A few weeks later, flipping channels again, I landed on opening sequence of The Devil Wears Prada and realized that this was the theme song for the movie. So it’s old news. Still, the lyrics to K.T. Tunstall’s “Suddenly I See” are fresh and vital for where I am right now. I think it says something about the way I used to feel about myself, the way I always thought I’d feel at this stage of my life—and the way I want to feel now.

Problem is, I’ve been hearing little things about myself lately—and seeing things in myself —that don’t fit that picture. The me I’d like to be is smooth around the edges. She has sea legs; she doesn’t waver or flail when things are in tumult. She does not suffer from procrastination, panic—or PMS.
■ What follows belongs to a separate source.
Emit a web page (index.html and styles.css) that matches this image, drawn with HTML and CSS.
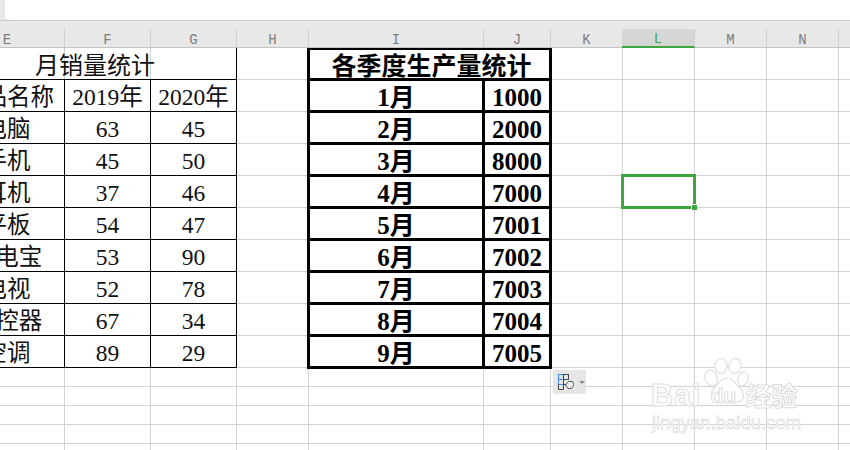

The me I am has edges and sharp teeth. I do panic, quietly and frequently. I waver. I think one thing—consistently and firmly—until I say it aloud, with all possible didacticism. Then I change my mind. I have brilliant ideas that die of hunger and thirst. I think of the perfect thing to say—three days too late.

And I know I have to accept that. I have to forgive it. I have to mix it in with the fact that I can juggle a million things, think of the perfect gift, write a letter that will always get the interview, fry the best tofu anybody ever tasted, inspire someone to do their best thing, and make a comeback every single time.

I believe in accepting people being people—being human, being flawed, and being okay with that. I believe that in theory—that it’s okay to be messy and complicated and kinda wrong—but it’s damn hard to accept in practice. Not when you want to feel like a beautiful girl in a silver pool of light.

But if you want a face that’s a map of the world, then I believe you have to accept your own humanity—the mountains and valleys, the desert places and the flooding ones. The places where the sun comes up and the ones where all the bones are buried. You have to see all of that in you. And get to know it. And learn to love it.

I'm learning.

Self-knowledge is a nourishment. Self-acceptance is imperative. Self-worth is a treasure. (How’s that for didactic.)

By the way, the chorus of the song goes like this:

Suddenly I see this is what I want to be.
Suddenly I see why the hell it means so much to me.